Living – Bill Nighy – Movie Review by Efe Teksoy


Cinema Writer/Film Critic Efe TEKSOY; wrote the drama film “LIVING” for America’s Los Angeles-based Internet Newspaper @alaturkanews.


Making its world premiere at the Sundance Film Festival, Living was nominated for two Oscars at the 95th Academy Awards: Best Performance by an Actor in a Leading, Best Adapted Screenplay. Written by the Nobel Prize-winning Japanese-British novelist Kazuo Ishiguro, the film is directed by BAFTA-nominated South African filmmaker Oliver Hermanus. Adapted from the 1952 Japanese film Ikiru, directed by the legendary filmmaker Akira Kurosawa, one of the most important and influential directors in the history of cinema, Living is inspired by Lev Tolstoy‘s 1886 classic novel, The Death of Ivan Ilyich. Set in 1953 London, the film tells the story of a bureaucrat in the county Public Works department, who is facing a terminal illness, as he lives the last days of his life and rediscovers life. Stars; Bill Nighy, Aimee Lou Wood, Alex Sharp, Adrian Rawlins, Hubert Burton, Oliver Chris, Michael Cochrane, Anant Varman, Zoe Boyle and Lia Williams.

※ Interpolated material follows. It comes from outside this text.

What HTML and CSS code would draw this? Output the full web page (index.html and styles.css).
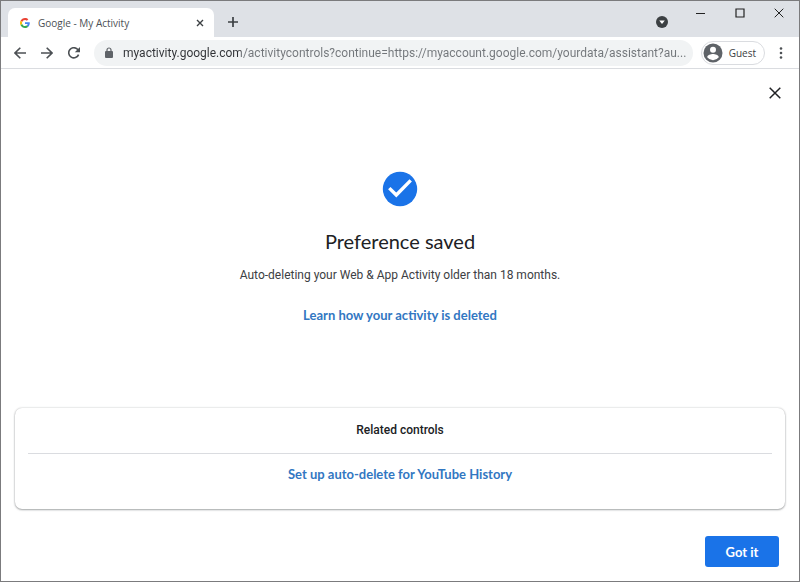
FILE: index.html
```html
<!DOCTYPE html>
<html lang="en">
<head>
<meta charset="utf-8">
<title>Google - My Activity</title>
<link rel="stylesheet" href="styles.css">
</head>
<body>
<div class="window">
  <header class="titlebar">
    <div class="tab">
      <svg class="favicon" viewBox="0 0 48 48" aria-hidden="true">
        <path fill="#EA4335" d="M24 9.5c3.54 0 6.71 1.22 9.21 3.6l6.85-6.85C35.9 2.38 30.47 0 24 0 14.62 0 6.51 5.38 2.56 13.22l7.98 6.19C12.43 13.72 17.74 9.5 24 9.5z"/>
        <path fill="#4285F4" d="M46.98 24.55c0-1.57-.15-3.09-.38-4.55H24v9.02h12.94c-.58 2.96-2.26 5.48-4.78 7.18l7.73 6c4.51-4.18 7.09-10.36 7.09-17.65z"/>
        <path fill="#FBBC05" d="M10.53 28.59c-.48-1.45-.76-2.99-.76-4.59s.27-3.14.76-4.59l-7.98-6.19C.92 16.46 0 20.12 0 24s.92 7.54 2.56 10.78l7.97-6.19z"/>
        <path fill="#34A853" d="M24 48c6.48 0 11.93-2.13 15.89-5.81l-7.73-6c-2.15 1.45-4.92 2.3-8.16 2.3-6.26 0-11.57-4.22-13.47-9.91l-7.98 6.19C6.51 42.62 14.62 48 24 48z"/>
      </svg>
      <span class="tab-title">Google - My Activity</span>
      <button class="icon-button tab-close" aria-label="Close tab">
        <svg width="8" height="8" viewBox="0 0 8 8"><path d="M1 1l6 6M7 1L1 7" stroke="#3c4043" stroke-width="1.4"/></svg>
      </button>
    </div>
    <button class="icon-button new-tab" aria-label="New tab">
      <svg width="12" height="12" viewBox="0 0 12 12"><path d="M6 1v10M1 6h10" stroke="#3c4043" stroke-width="1.7"/></svg>
    </button>
    <div class="window-controls">
      <button class="icon-button tab-search" aria-label="Search tabs">
        <svg width="12" height="12" viewBox="0 0 12 12"><circle cx="6" cy="6" r="6" fill="#3c4043"/><path d="M3.2 4.4h5.6L6 8z" fill="#fff"/></svg>
      </button>
      <button class="icon-button" aria-label="Minimize">
        <svg width="10" height="10" viewBox="0 0 10 10"><path d="M0 5.5h9" stroke="#222"/></svg>
      </button>
      <button class="icon-button" aria-label="Maximize">
        <svg width="10" height="10" viewBox="0 0 10 10"><path d="M1 1h8v8H1z" fill="none" stroke="#222" stroke-width="1.2"/></svg>
      </button>
      <button class="icon-button" aria-label="Close window">
        <svg width="10" height="10" viewBox="0 0 10 10"><path d="M.7.7l8.6 8.6M9.3.7L.7 9.3" stroke="#222"/></svg>
      </button>
    </div>
  </header>

  <nav class="toolbar" aria-label="Browser">
    <div class="nav-buttons">
      <button class="icon-button" aria-label="Back">
        <svg width="12" height="12" viewBox="0 0 12 12"><path d="M12 6H1M6.3.7L1 6l5.3 5.3" fill="none" stroke="#4c5054" stroke-width="1.6"/></svg>
      </button>
      <button class="icon-button" aria-label="Forward">
        <svg width="12" height="12" viewBox="0 0 12 12"><path d="M0 6h11M5.7.7L11 6l-5.3 5.3" fill="none" stroke="#4c5054" stroke-width="1.6"/></svg>
      </button>
      <button class="icon-button" aria-label="Reload">
        <svg width="12" height="12" viewBox="0 0 12 12"><path d="M10.6 7.6A5.1 5.1 0 1 1 9.8 2.6L10.8 3.8" fill="none" stroke="#4c5054" stroke-width="1.6"/><path d="M12 0v5.2H6.8z" fill="#4c5054"/></svg>
      </button>
    </div>
    <div class="address">
      <svg width="8" height="11" viewBox="0 0 8 11" aria-hidden="true"><path d="M2 5V3a2 2 0 0 1 4 0v2" fill="none" stroke="#5f6368" stroke-width="1.2"/><rect y="4" width="8" height="7" rx="1" fill="#5f6368"/></svg>
      <input class="url" type="text" aria-label="Address" value="myactivity.google.com/activitycontrols?continue=https://myaccount.google.com/yourdata/assistant?au...">
    </div>
    <button class="profile">
      <svg width="20" height="20" viewBox="0 0 20 20" aria-hidden="true"><circle cx="10" cy="10" r="9.5" fill="#5f6368"/><circle cx="10" cy="6.8" r="3" fill="#fff"/><path d="M4.2 14.3c0-2.4 3.8-3.4 5.8-3.4s5.8 1 5.8 3.4A7.2 7.2 0 0 1 10 17.2a7.2 7.2 0 0 1-5.8-2.9z" fill="#fff"/></svg>
      <span>Guest</span>
    </button>
    <button class="icon-button menu" aria-label="Menu">
      <svg width="4" height="12" viewBox="0 0 4 12"><g fill="#4c5054"><circle cx="2" cy="1.5" r="1.3"/><circle cx="2" cy="6" r="1.3"/><circle cx="2" cy="10.5" r="1.3"/></g></svg>
    </button>
  </nav>

  <main class="page">
    <div class="dismiss-row">
      <button class="icon-button" aria-label="Close">
        <svg width="12" height="12" viewBox="0 0 12 12"><path d="M.7.7l10.6 10.6M11.3.7L.7 11.3" stroke="#202124" stroke-width="1.5"/></svg>
      </button>
    </div>
    <section class="confirmation">
      <svg width="36" height="36" viewBox="0 0 36 36" aria-hidden="true"><circle cx="18" cy="18" r="17.2" fill="#1a73e8"/><path d="M7.300 17.100l7 6.900L28.700 9.400" fill="none" stroke="#fff" stroke-width="3.400"/></svg>
      <h1>Preference saved</h1>
      <p>Auto-deleting your Web &amp; App Activity older than 18 months.</p>
      <a class="link" href="#learn">Learn how your activity is deleted</a>
    </section>
    <section class="card">
      <h2>Related controls</h2>
      <a class="link" href="#youtube">Set up auto-delete for YouTube History</a>
    </section>
    <footer class="actions">
      <button class="primary">Got it</button>
    </footer>
  </main>
</div>
</body>
</html>
```
FILE: styles.css
```css
* {
  box-sizing: border-box;
}

body {
  margin: 0;
  font-family: Roboto, "Liberation Sans", sans-serif;
  color: #202124;
  background: #fff;
}

button {
  font: inherit;
  border: 0;
  padding: 0;
  background: none;
}

svg {
  display: block;
  flex: none;
}

.window {
  display: flex;
  flex-direction: column;
  min-height: 100vh;
  border: 1px solid #7b7b7d;
}

.icon-button {
  display: flex;
  align-items: center;
  justify-content: center;
  flex: none;
  width: 16px;
  height: 16px;
}

.titlebar {
  display: flex;
  align-items: flex-end;
  height: 36px;
  padding-left: 7px;
  background: #dee1e6;
}

.tab {
  display: flex;
  align-items: center;
  flex: 0 1 206px;
  height: 29px;
  padding: 0 6px 0 12px;
  border-radius: 7px 7px 0 0;
  background: #fff;
}

.favicon {
  width: 10px;
  height: 10px;
}

.tab-title {
  flex: 1;
  margin-left: 8px;
  font-family: "Open Sans", "Noto Sans", sans-serif;
  font-size: 10px;
  color: #4c5054;
  white-space: nowrap;
}

.new-tab {
  margin: 0 0 7px 11px;
}

.window-controls {
  display: flex;
  align-self: flex-start;
  gap: 23px;
  margin-left: auto;
  padding: 4px 12px 0 0;
}

.tab-search {
  margin-top: 9px;
}

.toolbar {
  display: flex;
  align-items: center;
  height: 32px;
  padding: 0 10px 0 11px;
  border-bottom: 1px solid #dadce0;
  background: #fff;
}

.nav-buttons {
  display: flex;
  gap: 11px;
}

.address {
  display: flex;
  align-items: center;
  flex: 1;
  gap: 10px;
  height: 26px;
  margin-left: 12px;
  padding-left: 11px;
  border-radius: 13px;
  background: #f1f3f4;
}

.url {
  flex: 1;
  min-width: 0;
  height: 24px;
  padding: 0;
  border: 0;
  outline: 0;
  font-family: Roboto, "Liberation Sans", sans-serif;
  font-size: 12px;
  color: transparent;
  background: linear-gradient(90deg, #303236 118px, #72767a 118px);
  -webkit-background-clip: text;
  background-clip: text;
}

.profile {
  display: flex;
  align-items: center;
  gap: 6px;
  height: 24px;
  margin-left: 8px;
  padding: 0 8px 0 1px;
  border: 1px solid #dadce0;
  border-radius: 12px;
  font-family: "Open Sans", "Noto Sans", sans-serif;
  font-size: 10px;
  color: #3c4043;
}

.menu {
  margin-left: 8px;
}

.page {
  display: flex;
  flex-direction: column;
  flex: 1;
}

.dismiss-row {
  display: flex;
  justify-content: flex-end;
  padding: 16px 16px 0;
}

.confirmation {
  display: flex;
  flex-direction: column;
  align-items: center;
  padding-top: 70px;
  text-align: center;
}

h1 {
  margin: 18px 0 0;
  font-family: Lato, sans-serif;
  font-size: 20px;
  font-weight: 400;
  line-height: 32px;
}

p {
  margin: 8px 0 0;
  font-size: 12px;
  line-height: 20px;
  color: #3c4043;
}

.confirmation .link {
  margin-top: 20px;
}

.link {
  font-family: Lato, sans-serif;
  font-size: 13px;
  font-weight: 700;
  line-height: 20px;
  color: #3277c2;
  text-decoration: none;
}

.card {
  margin: 83px 14px 0;
  padding: 0 13px 25px;
  border-radius: 7px;
  text-align: center;
  box-shadow: 0 0 2px rgba(60, 64, 67, 0.3), 0 1px 2px rgba(60, 64, 67, 0.4);
}

h2 {
  margin: 0 0 10px;
  border-bottom: 1px solid #dadce0;
  font-size: 12px;
  font-weight: 500;
  line-height: 45px;
}

.actions {
  display: flex;
  justify-content: flex-end;
  margin-top: auto;
  padding: 20px 20px 14px;
}

.primary {
  width: 74px;
  height: 31px;
  border-radius: 3px;
  font-family: Lato, sans-serif;
  font-size: 13px;
  font-weight: 700;
  color: #fff;
  background: #1a73e8;
}
```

Known as the “Emperor of Japanese Cinema”, Akira Kurosawa‘s 1952 film Ikiru is one of the films that best reflect the director’s existential philosophy, and its subtext is adorned with symbolic meanings. We see that this new modernized British adaptation remains true to this and is adorned with symbolic meanings. Williams character, who has not had any bad habits throughout his life, plunges into the world of entertainment in the remaining days of his life, believing that he will find meaning in human pleasures and satisfactions, and goes on a quest. On this journey, the person he chooses as his guide takes Williams on a tour through the land of sinners, just like the guide Virgil in the Italian poet Dante‘s Divine Comedy. On the other hand, the character of William; When he learns that he has an illness, he takes action with the principle of “not giving up the work he started”, as in the philosophy of Zen Buddhism. Thus, we see Mr. Williams bringing people together by fostering solidarity for the smooth running of public works. This leads us to the “binding process”, which is one of the main concerns of Émile Durkheim‘s sociology. In addition, in this modern production, which is an English adaptation, we see that special attention is drawn to the concepts of “punctuality” and “courtesy”, which are characteristic of the British.


-Vintage 1950s color newsreel footage was digitally cleaned up for this film to add authenticity to establishing shots of London.

-The production designers went to a great deal of trouble to make this film look like it was made in the era it was set, including avoiding quick edits, softening the color palette, and using a relevant font for the film credits.

-To help him get into character, Bill Nighy purposefully made his voice thinner, as if Mr. Williams had trouble getting his voice out of his body, such was the extent of his own repression.

-This was the first film Bill Nighy made after a year off due to Covid-19 lockdowns.


Living in the psychological-drama genre; It was screened and awarded at numerous important film festivals such as Los Angeles Film Critics Association, London Film Critics Association, Venice, Toronto, and San Sebastian. Bill Nighy, the master British actor in the lead role, with his magnificent performance in the movie; was Nominated for Golden Globe, BAFTA and Oscar awards. Do not miss this movie, which is one of the important productions of the awards season.